I am sort of excited because I’ve watched Papa build this cellar with his bare hands. Furthermore, I’m thinking that we don’t have to dodge lightning running down the street anymore.
Since Papa hasn’t strung an electrical line to our cellar, he has his oil-lantern in tow to light the way. As he opens the door for us to enter, we are faced with massive spider webs across the doorway. Of course, Judy has no problem being the first one down in this dungeon-like hole in the ground. I’m supposed to be the next one in and I’m balking at the idea of going in there with spiders.
Papa waves his arm across the webs so we can all pile in there. As I gingerly sat down on one of the benches, I’m obviously thinking about where the spiders are that created those webs.
Old Judy immediately crawls under a bench panting and shaking with ever clap of lightning and thunder. Poor old thing, she is about 7 years at this time. She is a Boxer-English bulldog mix. We got her when she was 2. She had experienced some traumatic incident in her earlier life that made her terrified of the sound of thunder, firecrackers or guns. She would go into fits of panting and trembling and trying to hide under the bed.
When she got to be about 10 years old, we finally had to get the vet to prescribe something that would semi-sedate her at New Year’s Eve and Fourth of July because she would be in such a panic.
So, here we are in our new storm cellar. It is raining and lightning and thundering. Two things started to happen. First, water began to slowly seep in from around the roof and roll down the wooden walls.
I’m sitting there thinking about those spiders and my mind is also thinking about the fact that snakes live in the ground and there just might be some coming in through those cracks.
Next, the pungent smell of kerosene being emitted from Papa’s lantern begins to fill the room. I seemed to remember that he might have installed some type of pipe in the roof of the cellar that would let in the fresh air. The only problem is there are 3 people and a dog vying for oxygen to breathe yet we are inhaling kerosene fumes. We all are coughing.
It becomes apparent even to this 10-year old that we have a matter of whether we get blown away in the storm by going back to the house, drown underground in this hole or be asphyxiated by kerosene fumes.
So out we come–all except Judy. She would not budge from under the bench. I call her. Momma Riddle calls her promising a cheese treat which was her favorite. Papa tries to coax her out. She continues to huddle there, panting and trembling.
Momma Riddle and I run back to the house, dodging lightning and rain pelting our backs. Finally, Papa picks Judy up–all 40 pounds of her and carries her to the back porch.

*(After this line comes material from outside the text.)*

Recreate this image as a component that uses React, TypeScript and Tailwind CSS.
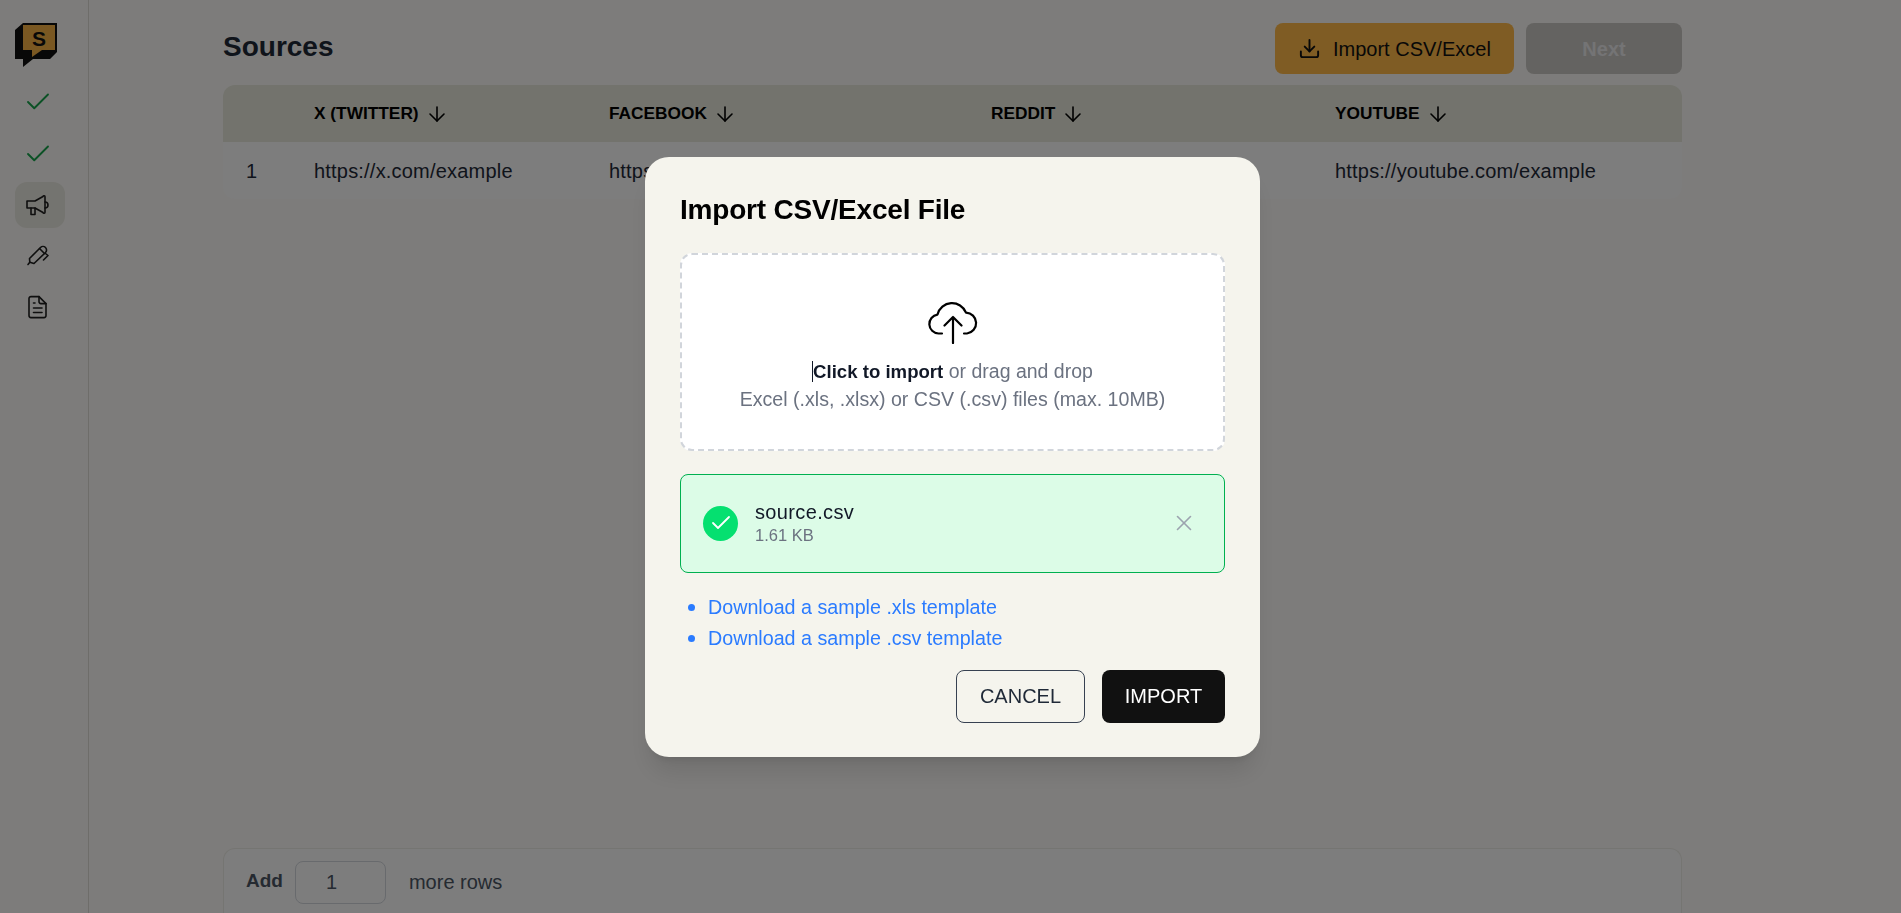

My grandmother is still so very certain that we are going to get blown away she turns on every light in the house. She does not want me to get back in bed but to sit up in the living room with her and Papa. At some point, I lay down on the sofa and went back to sleep.
The next thing I know, I awake to the smell of frying bacon, fresh-brewed coffee Momma Riddle is in the kitchen banging pans. It is just another day in my young life spending the night in a storm cellar.
Papa did make some corrections to his storm cellar design. However, as I got to be older, I would tell them, “Just go without me and let the storm blow me away. I’m too tired.”
They finally stopped going because they couldn’t get me to get up in the middle of the night. They certainly were not going to leave me alone either.
I will report that I have asked many of our older family members about this theory of us getting blown away in a storm and to my knowledge that has never happened. I did find out a few years ago from my grandmother’s niece that great grandmother Cochran was terrified of storms.
Thank God that the generational curse was never passed down to me.